WORK REQUIRED: Report only the number of lines holding "this".

[Extracted records]
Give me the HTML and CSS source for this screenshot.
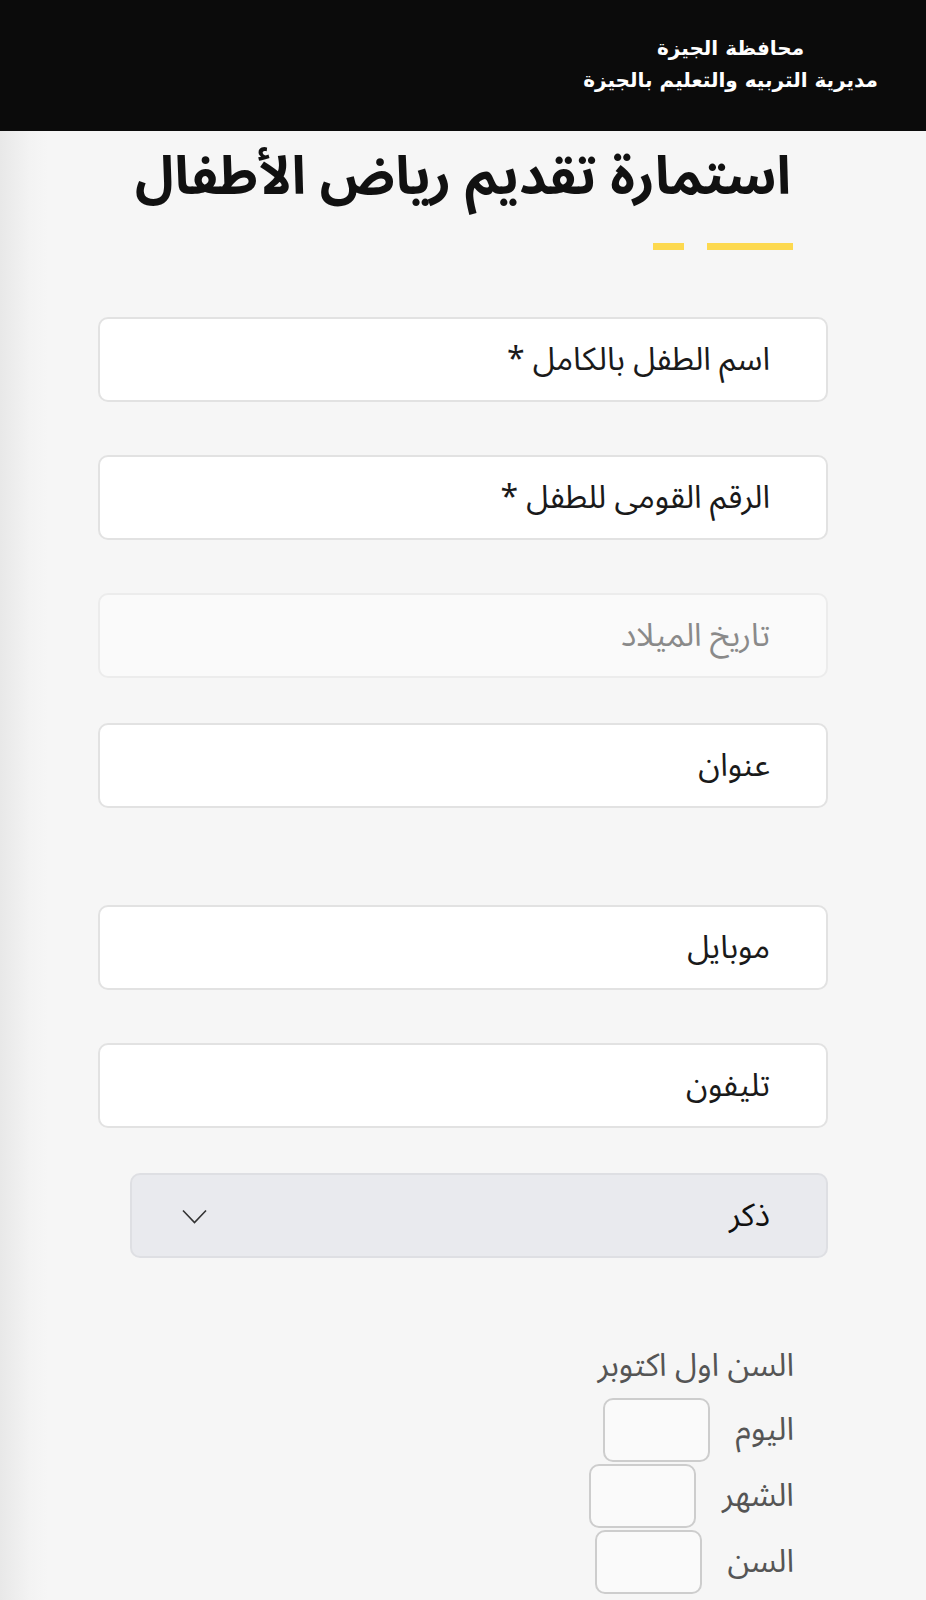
FILE: index.html
```html
<!DOCTYPE html>
<html lang="ar" dir="rtl">
<head>
<meta charset="utf-8">
<title>استمارة تقديم رياض الأطفال</title>
<link rel="stylesheet" href="styles.css">
</head>
<body>
<header class="topbar">
  <div class="brand">
    <div class="brand-line1">محافظة الجيزة</div>
    <div class="brand-line2">مديرية التربيه والتعليم بالجيزة</div>
  </div>
</header>
<main class="page">
  <h1 class="title">استمارة تقديم رياض الأطفال</h1>
  <div class="bars"><span class="bar bar-long"></span><span class="bar bar-short"></span></div>
  <form class="form">
    <input class="field" type="text" placeholder="اسم الطفل بالكامل *">
    <input class="field" type="text" placeholder="الرقم القومى للطفل *">
    <input class="field field-disabled" type="text" placeholder="تاريخ الميلاد">
    <input class="field field-address" type="text" placeholder="عنوان">
    <input class="field" type="text" placeholder="موبايل">
    <input class="field field-phone" type="text" placeholder="تليفون">
    <div class="select-wrap">
      <select class="select"><option>ذكر</option><option>انثى</option></select>
      <svg class="chevron" width="25" height="16" viewBox="0 0 25 16"><path d="M1 1.5 L12.5 13.5 L24 1.5" fill="none" stroke="#333" stroke-width="1.6"/></svg>
    </div>
    <div class="age">
      <div class="age-title">السن اول اكتوبر</div>
      <div class="age-row"><span class="age-label">اليوم</span><input class="age-box" type="text"></div>
      <div class="age-row"><span class="age-label">الشهر</span><input class="age-box" type="text"></div>
      <div class="age-row"><span class="age-label">السن</span><input class="age-box" type="text"></div>
    </div>
  </form>
</main>
</body>
</html>
```
FILE: styles.css
```css
* { box-sizing: border-box; }
html, body { margin: 0; padding: 0; }
body {
  font-family: "Noto Sans Arabic", "DejaVu Sans", "Noto Sans", sans-serif;
  background: linear-gradient(to right, #e8e8e8 0px, #f3f3f3 30px, #f6f6f6 48px, #f6f6f6 100%);
  min-height: 1600px;
  color: #111;
}
.topbar {
  height: 131px;
  background: #0b0b0b;
  display: flex;
  justify-content: flex-start;
  align-items: center;
  padding-right: 48px;
}
.brand {
  color: #fff;
  text-align: center;
  font-family: "DejaVu Sans", sans-serif;
  font-weight: 700;
  font-size: 20px;
  margin-top: -4px;
  display: flex;
  flex-direction: column;
  gap: 4px;
}
.brand-line1, .brand-line2 { line-height: 28px; height: 28px; }
.page {
  width: 730px;
  margin: 0 auto;
  padding-top: 10px;
}
.title {
  margin: 0;
  text-align: center;
  font-size: 53px;
  line-height: 72px;
  font-weight: 700;
  color: #111;
}
.bars {
  display: flex;
  gap: 23px;
  padding-right: 35px;
  margin-top: 30px;
  height: 7px;
}
.bar { display: block; height: 7px; background: #fdd94f; }
.bar-long { width: 86px; }
.bar-short { width: 31px; }
.form {
  display: flex;
  flex-direction: column;
  margin-top: 67px;
}
.field {
  display: block;
  width: 100%;
  height: 85px;
  border: 2px solid #e2e2e2;
  border-radius: 10px;
  background: #fff;
  padding: 0 56px 0 20px;
  font-family: inherit;
  font-size: 32px;
  color: #111;
  margin-bottom: 53px;
  direction: rtl;
}
.field::placeholder { color: #1a1a1a; opacity: 1; }
.field-disabled { background: #fafafa; border-color: #ececec; margin-bottom: 45px; }
.field-disabled::placeholder { color: #8a8a8a; }
.field-address { margin-bottom: 97px; }
.field-phone { margin-bottom: 45px; }
.select-wrap {
  position: relative;
  padding-left: 32px;
}
.select {
  display: block;
  width: 100%;
  height: 85px;
  border: 2px solid #dedfe3;
  border-radius: 10px;
  background: #e9eaee;
  padding: 0 56px 0 20px;
  font-family: inherit;
  font-size: 32px;
  color: #111;
  appearance: none;
  -webkit-appearance: none;
}
.chevron {
  position: absolute;
  left: 84px;
  top: 36px;
  pointer-events: none;
}
.age {
  margin-top: 86px;
  padding-right: 34px;
  display: flex;
  flex-direction: column;
  align-items: flex-start;
}
.age-title {
  font-size: 32px;
  line-height: 44px;
  color: #555;
  margin-bottom: 10px;
}
.age-row {
  display: flex;
  align-items: center;
  gap: 26px;
  margin-bottom: 2px;
}
.age-label {
  font-size: 32px;
  line-height: 44px;
  color: #555;
}
.age-box {
  width: 107px;
  height: 64px;
  border: 2px solid #cdcdcd;
  border-radius: 10px;
  background: #fafafa;
}
```
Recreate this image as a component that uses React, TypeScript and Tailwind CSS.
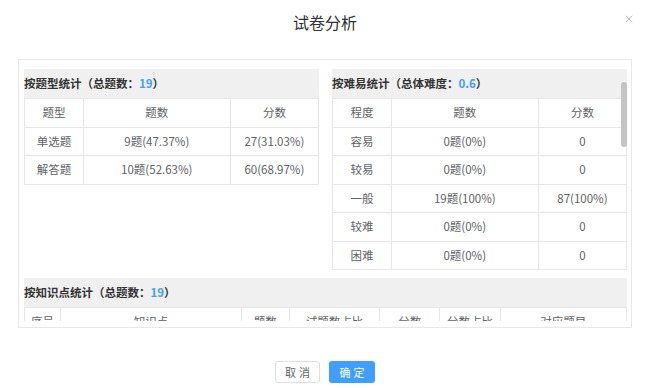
import { X } from 'lucide-react';

const typeRows = [
  ['单选题', '9题(47.37%)', '27(31.03%)'],
  ['解答题', '10题(52.63%)', '60(68.97%)'],
];

const levelRows = [
  ['容易', '0题(0%)', '0'],
  ['较易', '0题(0%)', '0'],
  ['一般', '19题(100%)', '87(100%)'],
  ['较难', '0题(0%)', '0'],
  ['困难', '0题(0%)', '0'],
];

const pointCols = [
  ['序号', 'w-[6%]'],
  ['知识点', 'w-[30%]'],
  ['题数', 'w-[8%]'],
  ['试题数占比', 'w-[15%]'],
  ['分数', 'w-[10%]'],
  ['分数占比', 'w-[10%]'],
  ['对应题目', 'w-[21%]'],
];

const cell = 'h-[28.5px] border border-[#e6e6e6] text-center text-[11.5px] text-[#606266] font-normal p-0';

const SectionTitle = ({ label, value }: { label: string; value: string }) => (
  <div className="h-[29px] bg-[#f0f0f0] flex items-center text-[11.5px] font-bold text-[#333]">
    {label}（{label === '按难易统计' ? '总体难度' : '总题数'}：<span className="text-[#409eff]">{value}</span>）
  </div>
);

const StatTable = ({ head, rows }: { head: string[]; rows: string[][] }) => (
  <table className="w-full border-collapse table-fixed bg-white">
    <thead>
      <tr>
        <th className={`${cell} w-[20%]`}>{head[0]}</th>
        <th className={`${cell} w-[50%]`}>{head[1]}</th>
        <th className={`${cell} w-[30%]`}>{head[2]}</th>
      </tr>
    </thead>
    <tbody>
      {rows.map((r) => (
        <tr key={r[0]}>
          {r.map((c, i) => (
            <td key={i} className={cell}>{c}</td>
          ))}
        </tr>
      ))}
    </tbody>
  </table>
);

export default function App() {
  return (
    <div
      className="w-[650px] h-[388px] bg-white relative flex flex-col"
      style={{ fontFamily: '"Noto Sans CJK SC", "Liberation Sans", sans-serif' }}
    >
      <div className="h-[44px] flex items-center justify-center text-[16px] text-[#303133]">试卷分析</div>
      <X className="absolute right-[15px] top-[13px] text-[#909399]" size={12} strokeWidth={1.25} />

      <div className="mt-[15px] mx-[18px] h-[269px] border border-[#e8e8e8] relative">
        <div className="h-[261px] overflow-hidden pt-[9px] pl-[5px] pr-[4px]">
          <div className="grid grid-cols-2 gap-[13px]">
            <div>
              <SectionTitle label="按题型统计" value="19" />
              <StatTable head={['题型', '题数', '分数']} rows={typeRows} />
            </div>
            <div>
              <SectionTitle label="按难易统计" value="0.6" />
              <StatTable head={['程度', '题数', '分数']} rows={levelRows} />
            </div>
          </div>

          <div className="mt-[8px]">
            <SectionTitle label="按知识点统计" value="19" />
            <table className="w-full border-collapse table-fixed bg-white">
              <thead>
                <tr>
                  {pointCols.map(([t, w]) => (
                    <th key={t} className={`${cell} ${w}`}>{t}</th>
                  ))}
                </tr>
              </thead>
            </table>
          </div>
        </div>
        <div className="absolute right-[4px] top-[22px] w-[6px] h-[65px] rounded-full bg-[#c4c4c4]" />
      </div>

      <div className="mt-[33px] flex justify-center gap-[9px]">
        <button className="w-[45px] h-[22px] border border-[#dcdfe6] rounded-[3px] bg-white text-[11px] text-[#606266] tracking-[3px] pl-[3px]">
          取消
        </button>
        <button className="w-[46px] h-[22px] rounded-[3px] bg-[#409eff] text-[11px] text-white tracking-[3px] pl-[3px]">
          确定
        </button>
      </div>
    </div>
  );
}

SOLUTION TO THE EXERCISE: 2